The plan is to sell gem quality diamonds (produced for a few dollars each) at about half price to DeBeers diamonds current price, so they can raise money for the chip building use. The article said that Intel had no current interest, as they have spent so much on silicon. A lot of money and business could swing on this new technology.
Moissanite is silicon carbide, with a Moh Hardness of 9.6. It is a good simulant, but not the "Real Thing".
Years ago, the blue LED was a kind of Holy Grail..If only someone could make one, with the red and green LED's available, RGB large monitors could be made! Cree Research was able to grow pure silicon carbide, which had the appropriate photonic bandgap for making blue LED's. It did not take them long to spin out another company to grow the gem material. There really is a mineral called "Moissanite", naturally-occurring SiC crystals found in meteorites.
So those huge color displays at stadiums, Disney World, etc, when viewed up close, have arrays of red, green, and blue LEDs, like the pixels in your monitor, and are, in a way, responsible for the Moissanite industry.
But there is nothing like diamond, whether from the ground or from a reactor.
Fool?? What does this idiot author mean by "fool"?
What an assinine statement. Diamonds are diamonds; I'll take cheap flawless ones over expensive flawed ones any day of the week.
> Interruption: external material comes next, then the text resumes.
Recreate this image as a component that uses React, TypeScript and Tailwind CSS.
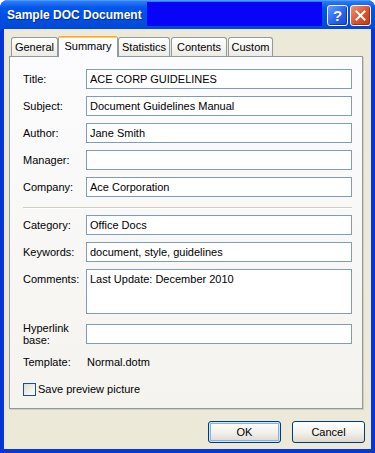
const FONT = "font-['Liberation_Sans',Arial,sans-serif]";

function Field({ label, value = "", tall = false }: { label: string; value?: string; tall?: boolean }) {
  return (
    <div className={`flex ${tall ? "items-start" : "items-center"}`}>
      <div className={`w-[63px] shrink-0 ${tall ? "leading-[20px]" : ""}`}>{label}</div>
      <div
        className={`flex-1 border border-[#7f9db9] bg-white px-[3px] leading-[18px] ${
          tall ? "h-[45px]" : "h-[20px]"
        }`}
      >
        {value}
      </div>
    </div>
  );
}

function Tab({ label, w, ml = "" }: { label: string; w: string; ml?: string }) {
  return (
    <div
      className={`${w} ${ml} h-[19px] flex items-center justify-center rounded-t-[3px] border border-b-0 border-[#919b9c] bg-linear-to-b from-white to-[#ecebe6]`}
    >
      {label}
    </div>
  );
}

export default function App() {
  return (
    <div
      className={`w-[375px] h-[453px] flex flex-col rounded-t-[8px] overflow-hidden bg-[#0636d6] text-[11px] text-black ${FONT}`}
    >
      {/* title bar */}
      <div className="h-[29px] shrink-0 flex items-center pl-[7px] pr-[4px] border-t border-[#4f9bff] bg-linear-to-b from-[#2d7cf8] via-[#0056eb] via-[25%] to-[#0048d8]">
        <span className="text-white font-bold text-[12px] leading-none [text-shadow:1px_1px_0_#0a2a8c]">
          Sample DOC Document
        </span>
        <div className="self-start mt-[1px] ml-[5px] mr-[5px] flex-1 h-[24px] bg-[#0804f6]" />
        <div className="flex gap-[2px]">
          <div className="w-[21px] h-[21px] rounded-[3px] border border-white flex items-center justify-center bg-linear-to-br from-[#6a9cfb] via-[#2e67f0] to-[#1d47d2] shadow-[inset_-1px_-1px_0_#1639b4]">
            <span className="text-white font-bold text-[15px] leading-none">?</span>
          </div>
          <div className="w-[21px] h-[21px] rounded-[3px] border border-white flex items-center justify-center bg-linear-to-br from-[#f0926f] via-[#dd5530] to-[#c13a12] shadow-[inset_-1px_-1px_0_#a8300e]">
            <svg width="11" height="11" viewBox="0 0 11 11">
              <path d="M1.5 1.5 L9.5 9.5 M9.5 1.5 L1.5 9.5" stroke="white" strokeWidth="2" strokeLinecap="square" />
            </svg>
          </div>
        </div>
      </div>

      {/* dialog body */}
      <div className="flex-1 mx-[4px] mb-[4px] bg-[#ece9d8] flex flex-col pl-[5px] pr-[8px] pt-[7px]">
        {/* tabs */}
        <div className="h-[20px] flex items-end pl-[2px] relative z-10">
          <Tab label="General" w="w-[47px]" />
          <div className="w-[60px] h-[21px] -mb-px flex flex-col rounded-t-[3px] border border-b-0 border-[#919b9c] border-t-0 bg-[#fcfcfe] overflow-hidden">
            <div className="h-[3px] bg-linear-to-b from-[#e68b2c] via-[#ffc73c] to-[#ffd869]" />
            <div className="flex-1 flex items-center justify-center pb-[3px]">Summary</div>
          </div>
          <Tab label="Statistics" w="w-[52px]" />
          <Tab label="Contents" w="w-[56px]" ml="ml-[1px]" />
          <Tab label="Custom" w="w-[45px]" ml="ml-[1px]" />
        </div>

        {/* panel */}
        <div className="h-[353px] border border-[#919b9c] bg-linear-to-b from-[#fcfcfe] to-[#f4f3ee] shadow-[1px_1px_0_#d0cec3] pt-[12px] pl-[13px] pr-[10px] flex flex-col">
          <div className="flex flex-col gap-[7px]">
            <Field label="Title:" value="ACE CORP GUIDELINES" />
            <Field label="Subject:" value="Document Guidelines Manual" />
            <Field label="Author:" value="Jane Smith" />
            <Field label="Manager:" />
            <Field label="Company:" value="Ace Corporation" />
          </div>

          <div className="mt-[10px] mb-[6px] h-[2px] border-t border-[#d0d0bf] border-b border-b-white" />

          <div className="flex flex-col gap-[7px]">
            <Field label="Category:" value="Office Docs" />
            <Field label="Keywords:" value="document, style, guidelines" />
            <Field label="Comments:" value="Last Update: December 2010" tall />
          </div>

          <div className="mt-[10px] h-[20px] flex items-center">
            <div className="w-[63px] shrink-0 leading-[12px]">
              Hyperlink
              <br />
              base:
            </div>
            <div className="flex-1 h-[20px] border border-[#7f9db9] bg-white" />
          </div>

          <div className="mt-[8px] h-[20px] flex items-center">
            <div className="w-[64px] shrink-0">Template:</div>
            <div>Normal.dotm</div>
          </div>

          <div className="mt-[9px] flex items-center gap-[2px]">
            <div className="w-[13px] h-[13px] border border-[#1c5180] bg-linear-to-br from-[#dcdcd7] to-white" />
            <span>Save preview picture</span>
          </div>
        </div>

        {/* buttons */}
        <div className="mt-[12px] flex justify-end gap-[11px] -mr-[2px]">
          <div className="w-[73px] h-[22px] rounded-[3px] border border-[#003c74] bg-linear-to-b from-white via-[#f3f2ec] to-[#dcd8cc] shadow-[inset_0_0_0_1px_#cee7ff,inset_0_0_0_2px_#89adf4] flex items-center justify-center">
            OK
          </div>
          <div className="w-[73px] h-[22px] rounded-[3px] border border-[#003c74] bg-linear-to-b from-white via-[#f3f2ec] to-[#dcd8cc] flex items-center justify-center">
            Cancel
          </div>
        </div>
      </div>
    </div>
  );
}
De Beers maintains the high price of diamonds artificially by restricting availability, and their certification program does nothing to eradicate the black market or to ameliorate the suffering the black market causes.
Diamonds must lose their value.
Seems like, from discussion with an actual jeweler many years ago, that flawless natural diamonds are the exception. If someone turned up with a tray of flawless gem diamonds, one should assume they are all manmade. Natural diamonds have various inclusions and other defects, and color varies from one stone to the next.
True, but nobody requests inclusions and colors can be manufactured, so the top of the market will soon be dead. Where will that leave the bottom?
So, I wonder what will replace the diamond as the ultimate token of devotion?